Exercise details
Transcribe all of the data exactly. Omit the pictures.
──────── Supplied information ────────
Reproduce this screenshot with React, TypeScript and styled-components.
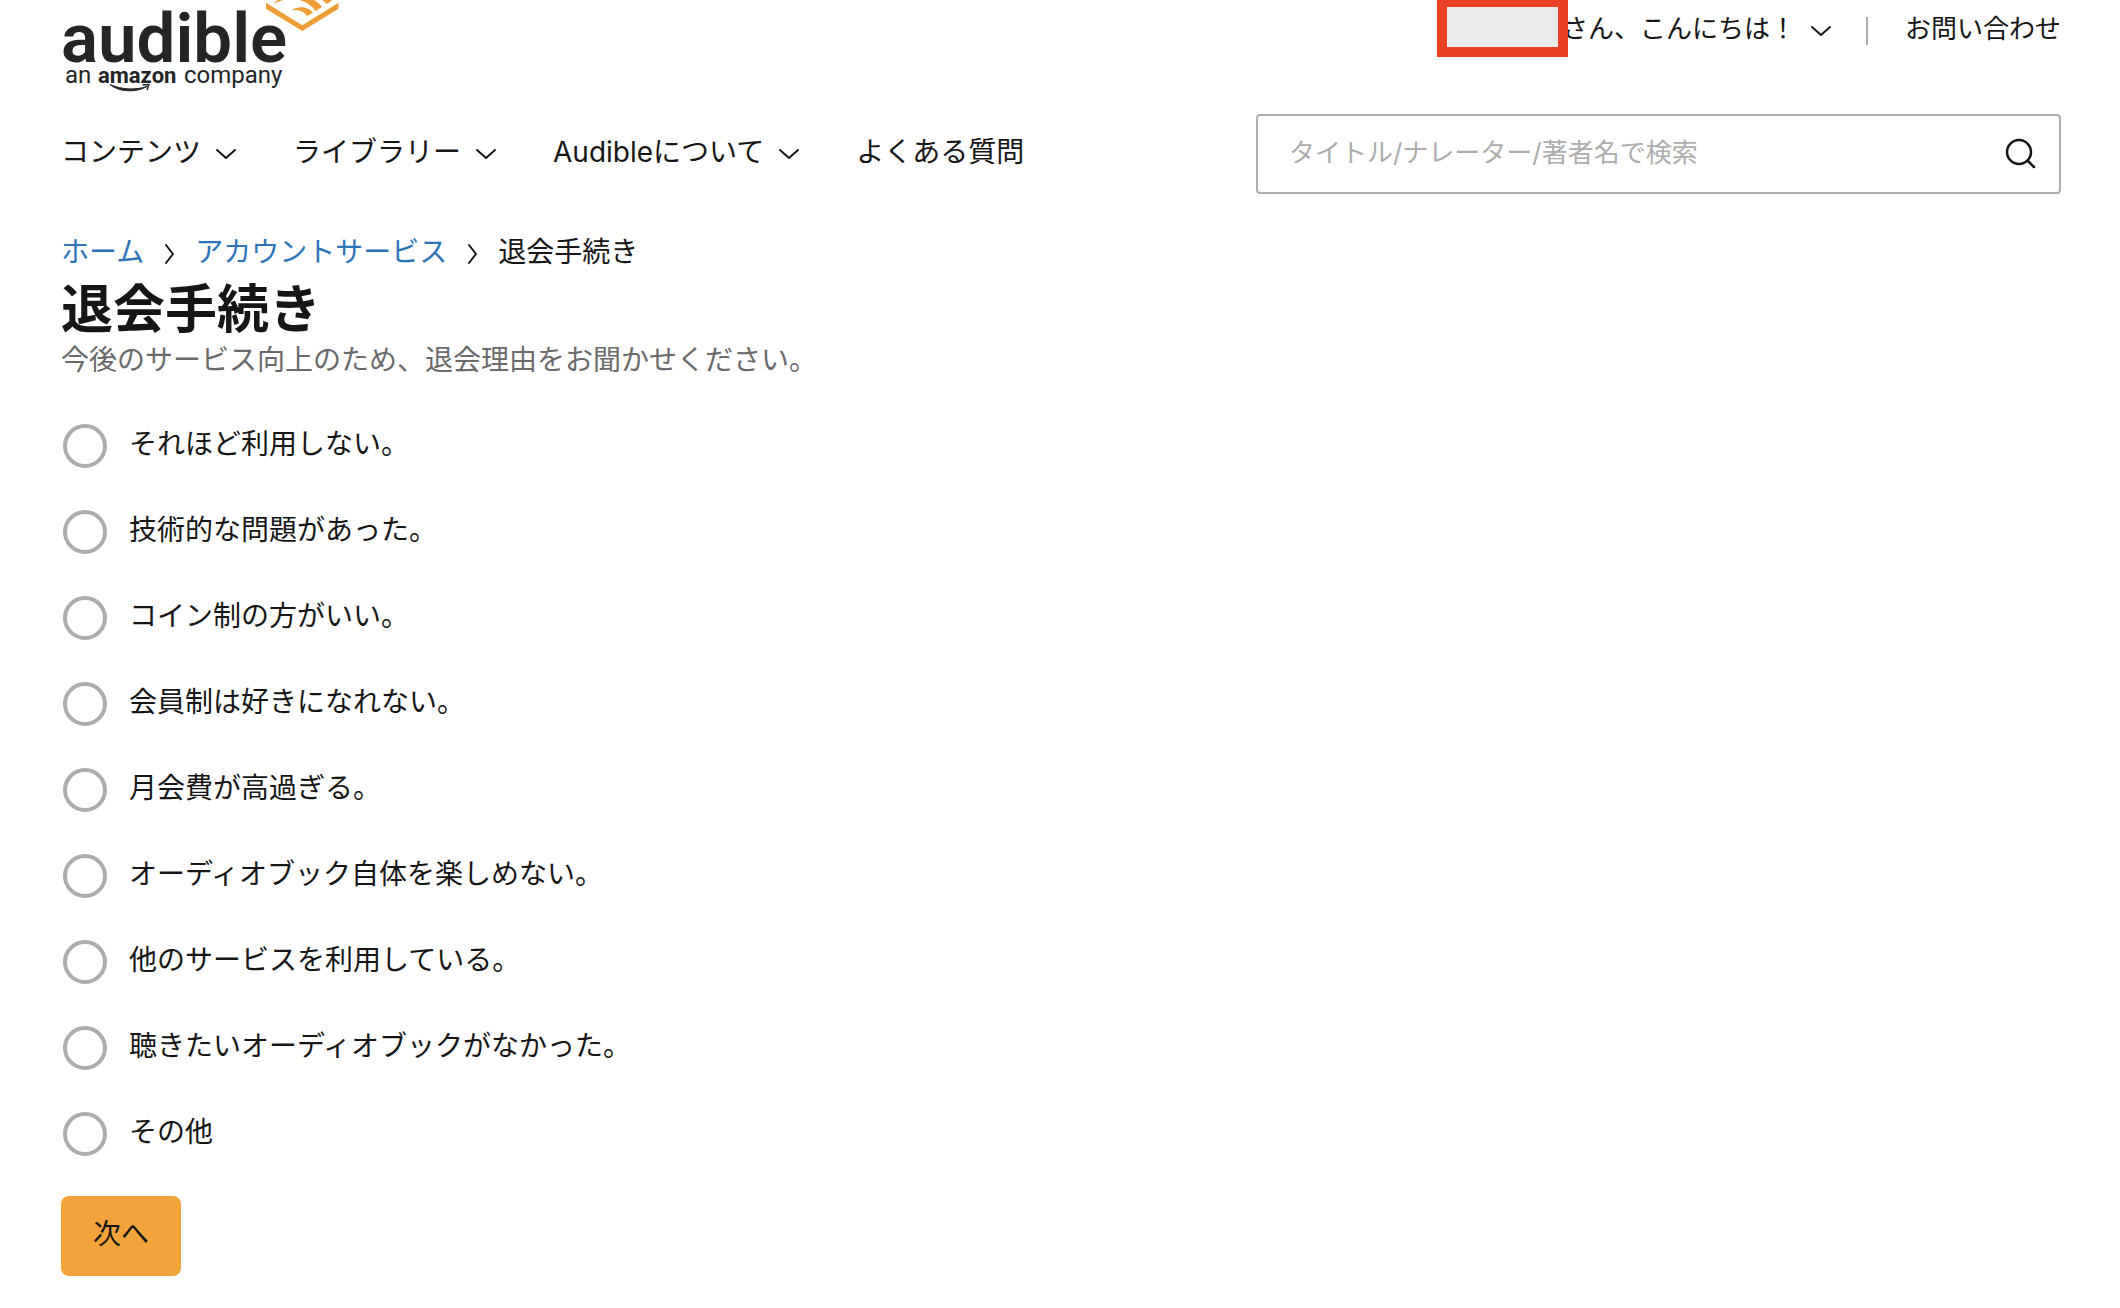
import React, { useState } from "react";
import styled, { createGlobalStyle } from "styled-components";

const GlobalStyle = createGlobalStyle`
  *, *::before, *::after { box-sizing: border-box; }
  body {
    margin: 0;
    background: #fff;
    color: #161616;
    font-family: Inter, "Noto Sans CJK JP", sans-serif;
    font-size: 28px;
    line-height: 40px;
  }
`;

const Page = styled.div`
  padding: 0 59px 32px 61px;
`;

const TopBar = styled.header`
  display: flex;
  justify-content: space-between;
  align-items: flex-start;
  height: 104px;
`;

const LogoLink = styled.a`
  display: block;
  line-height: 0;
`;

const AccountNav = styled.nav`
  display: flex;
  align-items: center;
  height: 57px;
  font-size: 26px;
`;

const NameMask = styled.span`
  align-self: flex-start;
  position: relative;
  width: 131px;
  height: 60px;
  margin: -3px -6px 0 0;
  border: 10px solid #ea4025;
  background: #ebebeb;
`;

const MenuButton = styled.button`
  display: flex;
  align-items: center;
  gap: 14px;
  padding: 0;
  border: 0;
  background: none;
  color: inherit;
  font: inherit;
  cursor: pointer;
`;

const Divider = styled.span`
  width: 2px;
  height: 28px;
  margin: 4px 37px 0 34px;
  background: #adadad;
`;

const PlainLink = styled.a`
  color: inherit;
  text-decoration: none;
`;

const NavBar = styled.div`
  display: flex;
  justify-content: space-between;
  align-items: center;
  margin-top: 10px;
`;

const MainNav = styled.nav`
  display: flex;
  align-items: center;
  gap: 56px;
  padding-bottom: 4px;
`;

const SearchBox = styled.form`
  display: flex;
  align-items: center;
  width: 805px;
  height: 80px;
  padding: 0 22px 0 31px;
  border: 2px solid #adadad;
  border-radius: 4px;
`;

const SearchInput = styled.input`
  flex: 1;
  min-width: 0;
  height: 40px;
  padding: 0 0 2px;
  border: 0;
  outline: 0;
  background: none;
  color: inherit;
  font: inherit;
  font-size: 26px;
  &::placeholder { color: #adadad; opacity: 1; }
`;

const IconButton = styled.button`
  display: flex;
  padding: 0;
  border: 0;
  background: none;
  color: inherit;
  cursor: pointer;
`;

const ChevronIcon = styled.svg`
  flex: none;
  fill: none;
  stroke: currentColor;
  stroke-width: 2;
  stroke-linecap: round;
  stroke-linejoin: round;
`;

const Breadcrumb = styled.nav`
  display: flex;
  align-items: center;
  gap: 20px;
  margin-top: 38px;
`;

const CrumbLink = styled.a`
  color: #2d74b8;
  text-decoration: none;
`;

const Title = styled.h1`
  margin: 8px 0 0;
  font-size: 52px;
  line-height: 60px;
  font-weight: 700;
`;

const Lead = styled.p`
  margin: 0;
  color: #6a6a6a;
`;

const ReasonList = styled.fieldset`
  display: grid;
  gap: 42px;
  margin: 44px 0 40px;
  padding: 0 2px;
  border: 0;
`;

const Reason = styled.label`
  display: flex;
  align-items: center;
  gap: 22px;
  height: 44px;
  cursor: pointer;
`;

const ReasonText = styled.span`
  padding-bottom: 4px;
`;

const Radio = styled.input`
  appearance: none;
  flex: none;
  width: 44px;
  height: 44px;
  margin: 0;
  border: 4px solid #adadad;
  border-radius: 50%;
  &:checked { border: 14px solid #f2a43a; }
`;

const NextButton = styled.button`
  display: block;
  height: 80px;
  padding: 0 32px 4px;
  border: 0;
  border-radius: 8px;
  background: #f2a43a;
  color: inherit;
  font: inherit;
  cursor: pointer;
`;

const ChevronDown = () => (
  <ChevronIcon width="22" height="22" viewBox="0 0 22 22" aria-hidden="true">
    <path d="M2 9l9 8 9-8" />
  </ChevronIcon>
);

const ChevronRight = () => (
  <ChevronIcon width="11" height="26" viewBox="0 0 11 26" aria-hidden="true">
    <path d="M2 6l7 9-7 9" />
  </ChevronIcon>
);

const Logo = () => (
  <svg width="280" height="96" viewBox="61 0 280 96" role="img" aria-label="audible, an amazon company">
    <g fill="#232527" fontFamily="Roboto, sans-serif">
      <text x="61" y="62" fontSize="69" fontWeight="600">audible</text>
      <g fontSize="24">
        <text x="65" y="83">an</text>
        <text x="98" y="83" fontSize="22" fontWeight="700">amazon</text>
        <text x="184" y="83">company</text>
      </g>
    </g>
    <path d="M110 84.500C118 91.500 135 93.500 147 86.500C136 90 122 90 110 84.500z" fill="#232527" stroke="#232527" strokeWidth="1" strokeLinejoin="round" />
    <path d="M142.500 85L149 84.500L147 90" fill="none" stroke="#232527" strokeWidth="1.500" strokeLinejoin="round" />
    <g fill="#f09d37">
      <path d="M266 2.700v6l36.300 22.300 36.200-22.300v-6l-36.200 22.600z" />
      <path d="M291.500 10.500C298 5.500 308 6.500 313 12.800L307 16C303.500 11 297.500 9 291.500 10.500z" />
      <path d="M273.500 4C284 -8 309 -9 322 7L315.500 11C306 -2.500 288 -4.500 273.500 4z" />
      <path d="M320 -6L332 .5L326.500 4L317 -5z" />
    </g>
  </svg>
);

const menus = ["コンテンツ", "ライブラリー", "Audibleについて"];

const reasons = [
  "それほど利用しない。",
  "技術的な問題があった。",
  "コイン制の方がいい。",
  "会員制は好きになれない。",
  "月会費が高過ぎる。",
  "オーディオブック自体を楽しめない。",
  "他のサービスを利用している。",
  "聴きたいオーディオブックがなかった。",
  "その他",
];

export default function App() {
  const [picked, setPicked] = useState<string | null>(null);
  return (
    <>
      <GlobalStyle />
      <Page>
        <TopBar>
          <LogoLink href="#"><Logo /></LogoLink>
          <AccountNav aria-label="アカウント">
            <NameMask />
            <MenuButton type="button">さん、こんにちは！<ChevronDown /></MenuButton>
            <Divider />
            <PlainLink href="#">お問い合わせ</PlainLink>
          </AccountNav>
        </TopBar>
        <NavBar>
          <MainNav>
            {menus.map((m) => (
              <MenuButton type="button" key={m}>{m}<ChevronDown /></MenuButton>
            ))}
            <PlainLink href="#">よくある質問</PlainLink>
          </MainNav>
          <SearchBox role="search" onSubmit={(e) => e.preventDefault()}>
            <SearchInput type="text" aria-label="検索" placeholder="タイトル/ナレーター/著者名で検索" />
            <IconButton type="submit" aria-label="検索する">
              <svg width="32" height="32" viewBox="0 0 32 32" fill="none" stroke="currentColor" strokeWidth="2.500" strokeLinecap="round">
                <circle cx="14" cy="14" r="12" />
                <path d="M23 23l6 6" />
              </svg>
            </IconButton>
          </SearchBox>
        </NavBar>
        <main>
          <Breadcrumb aria-label="パンくずリスト">
            <CrumbLink href="#">ホーム</CrumbLink>
            <ChevronRight />
            <CrumbLink href="#">アカウントサービス</CrumbLink>
            <ChevronRight />
            <span>退会手続き</span>
          </Breadcrumb>
          <Title>退会手続き</Title>
          <Lead>今後のサービス向上のため、退会理由をお聞かせください。</Lead>
          <form onSubmit={(e) => e.preventDefault()}>
            <ReasonList aria-label="退会理由">
              {reasons.map((r) => (
                <Reason key={r}>
                  <Radio type="radio" name="reason" value={r} checked={picked === r} onChange={() => setPicked(r)} />
                  <ReasonText>{r}</ReasonText>
                </Reason>
              ))}
            </ReasonList>
            <NextButton type="submit">次へ</NextButton>
          </form>
        </main>
      </Page>
    </>
  );
}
────────
Result of the exercise
Reproduce this screenshot with React, TypeScript and styled-components.
import React, { useState } from "react";
import styled, { createGlobalStyle } from "styled-components";

const GlobalStyle = createGlobalStyle`
  *, *::before, *::after { box-sizing: border-box; }
  body {
    margin: 0;
    background: #fff;
    color: #161616;
    font-family: Inter, "Noto Sans CJK JP", sans-serif;
    font-size: 28px;
    line-height: 40px;
  }
`;

const Page = styled.div`
  padding: 0 59px 32px 61px;
`;

const TopBar = styled.header`
  display: flex;
  justify-content: space-between;
  align-items: flex-start;
  height: 104px;
`;

const LogoLink = styled.a`
  display: block;
  line-height: 0;
`;

const AccountNav = styled.nav`
  display: flex;
  align-items: center;
  height: 57px;
  font-size: 26px;
`;

const NameMask = styled.span`
  align-self: flex-start;
  position: relative;
  width: 131px;
  height: 60px;
  margin: -3px -6px 0 0;
  border: 10px solid #ea4025;
  background: #ebebeb;
`;

const MenuButton = styled.button`
  display: flex;
  align-items: center;
  gap: 14px;
  padding: 0;
  border: 0;
  background: none;
  color: inherit;
  font: inherit;
  cursor: pointer;
`;

const Divider = styled.span`
  width: 2px;
  height: 28px;
  margin: 4px 37px 0 34px;
  background: #adadad;
`;

const PlainLink = styled.a`
  color: inherit;
  text-decoration: none;
`;

const NavBar = styled.div`
  display: flex;
  justify-content: space-between;
  align-items: center;
  margin-top: 10px;
`;

const MainNav = styled.nav`
  display: flex;
  align-items: center;
  gap: 56px;
  padding-bottom: 4px;
`;

const SearchBox = styled.form`
  display: flex;
  align-items: center;
  width: 805px;
  height: 80px;
  padding: 0 22px 0 31px;
  border: 2px solid #adadad;
  border-radius: 4px;
`;

const SearchInput = styled.input`
  flex: 1;
  min-width: 0;
  height: 40px;
  padding: 0 0 2px;
  border: 0;
  outline: 0;
  background: none;
  color: inherit;
  font: inherit;
  font-size: 26px;
  &::placeholder { color: #adadad; opacity: 1; }
`;

const IconButton = styled.button`
  display: flex;
  padding: 0;
  border: 0;
  background: none;
  color: inherit;
  cursor: pointer;
`;

const ChevronIcon = styled.svg`
  flex: none;
  fill: none;
  stroke: currentColor;
  stroke-width: 2;
  stroke-linecap: round;
  stroke-linejoin: round;
`;

const Breadcrumb = styled.nav`
  display: flex;
  align-items: center;
  gap: 20px;
  margin-top: 38px;
`;

const CrumbLink = styled.a`
  color: #2d74b8;
  text-decoration: none;
`;

const Title = styled.h1`
  margin: 8px 0 0;
  font-size: 52px;
  line-height: 60px;
  font-weight: 700;
`;

const Lead = styled.p`
  margin: 0;
  color: #6a6a6a;
`;

const ReasonList = styled.fieldset`
  display: grid;
  gap: 42px;
  margin: 44px 0 40px;
  padding: 0 2px;
  border: 0;
`;

const Reason = styled.label`
  display: flex;
  align-items: center;
  gap: 22px;
  height: 44px;
  cursor: pointer;
`;

const ReasonText = styled.span`
  padding-bottom: 4px;
`;

const Radio = styled.input`
  appearance: none;
  flex: none;
  width: 44px;
  height: 44px;
  margin: 0;
  border: 4px solid #adadad;
  border-radius: 50%;
  &:checked { border: 14px solid #f2a43a; }
`;

const NextButton = styled.button`
  display: block;
  height: 80px;
  padding: 0 32px 4px;
  border: 0;
  border-radius: 8px;
  background: #f2a43a;
  color: inherit;
  font: inherit;
  cursor: pointer;
`;

const ChevronDown = () => (
  <ChevronIcon width="22" height="22" viewBox="0 0 22 22" aria-hidden="true">
    <path d="M2 9l9 8 9-8" />
  </ChevronIcon>
);

const ChevronRight = () => (
  <ChevronIcon width="11" height="26" viewBox="0 0 11 26" aria-hidden="true">
    <path d="M2 6l7 9-7 9" />
  </ChevronIcon>
);

const Logo = () => (
  <svg width="280" height="96" viewBox="61 0 280 96" role="img" aria-label="audible, an amazon company">
    <g fill="#232527" fontFamily="Roboto, sans-serif">
      <text x="61" y="62" fontSize="69" fontWeight="600">audible</text>
      <g fontSize="24">
        <text x="65" y="83">an</text>
        <text x="98" y="83" fontSize="22" fontWeight="700">amazon</text>
        <text x="184" y="83">company</text>
      </g>
    </g>
    <path d="M110 84.500C118 91.500 135 93.500 147 86.500C136 90 122 90 110 84.500z" fill="#232527" stroke="#232527" strokeWidth="1" strokeLinejoin="round" />
    <path d="M142.500 85L149 84.500L147 90" fill="none" stroke="#232527" strokeWidth="1.500" strokeLinejoin="round" />
    <g fill="#f09d37">
      <path d="M266 2.700v6l36.300 22.300 36.200-22.300v-6l-36.200 22.600z" />
      <path d="M291.500 10.500C298 5.500 308 6.500 313 12.800L307 16C303.500 11 297.500 9 291.500 10.500z" />
      <path d="M273.500 4C284 -8 309 -9 322 7L315.500 11C306 -2.500 288 -4.500 273.500 4z" />
      <path d="M320 -6L332 .5L326.500 4L317 -5z" />
    </g>
  </svg>
);

const menus = ["コンテンツ", "ライブラリー", "Audibleについて"];

const reasons = [
  "それほど利用しない。",
  "技術的な問題があった。",
  "コイン制の方がいい。",
  "会員制は好きになれない。",
  "月会費が高過ぎる。",
  "オーディオブック自体を楽しめない。",
  "他のサービスを利用している。",
  "聴きたいオーディオブックがなかった。",
  "その他",
];

export default function App() {
  const [picked, setPicked] = useState<string | null>(null);
  return (
    <>
      <GlobalStyle />
      <Page>
        <TopBar>
          <LogoLink href="#"><Logo /></LogoLink>
          <AccountNav aria-label="アカウント">
            <NameMask />
            <MenuButton type="button">さん、こんにちは！<ChevronDown /></MenuButton>
            <Divider />
            <PlainLink href="#">お問い合わせ</PlainLink>
          </AccountNav>
        </TopBar>
        <NavBar>
          <MainNav>
            {menus.map((m) => (
              <MenuButton type="button" key={m}>{m}<ChevronDown /></MenuButton>
            ))}
            <PlainLink href="#">よくある質問</PlainLink>
          </MainNav>
          <SearchBox role="search" onSubmit={(e) => e.preventDefault()}>
            <SearchInput type="text" aria-label="検索" placeholder="タイトル/ナレーター/著者名で検索" />
            <IconButton type="submit" aria-label="検索する">
              <svg width="32" height="32" viewBox="0 0 32 32" fill="none" stroke="currentColor" strokeWidth="2.500" strokeLinecap="round">
                <circle cx="14" cy="14" r="12" />
                <path d="M23 23l6 6" />
              </svg>
            </IconButton>
          </SearchBox>
        </NavBar>
        <main>
          <Breadcrumb aria-label="パンくずリスト">
            <CrumbLink href="#">ホーム</CrumbLink>
            <ChevronRight />
            <CrumbLink href="#">アカウントサービス</CrumbLink>
            <ChevronRight />
            <span>退会手続き</span>
          </Breadcrumb>
          <Title>退会手続き</Title>
          <Lead>今後のサービス向上のため、退会理由をお聞かせください。</Lead>
          <form onSubmit={(e) => e.preventDefault()}>
            <ReasonList aria-label="退会理由">
              {reasons.map((r) => (
                <Reason key={r}>
                  <Radio type="radio" name="reason" value={r} checked={picked === r} onChange={() => setPicked(r)} />
                  <ReasonText>{r}</ReasonText>
                </Reason>
              ))}
            </ReasonList>
            <NextButton type="submit">次へ</NextButton>
          </form>
        </main>
      </Page>
    </>
  );
}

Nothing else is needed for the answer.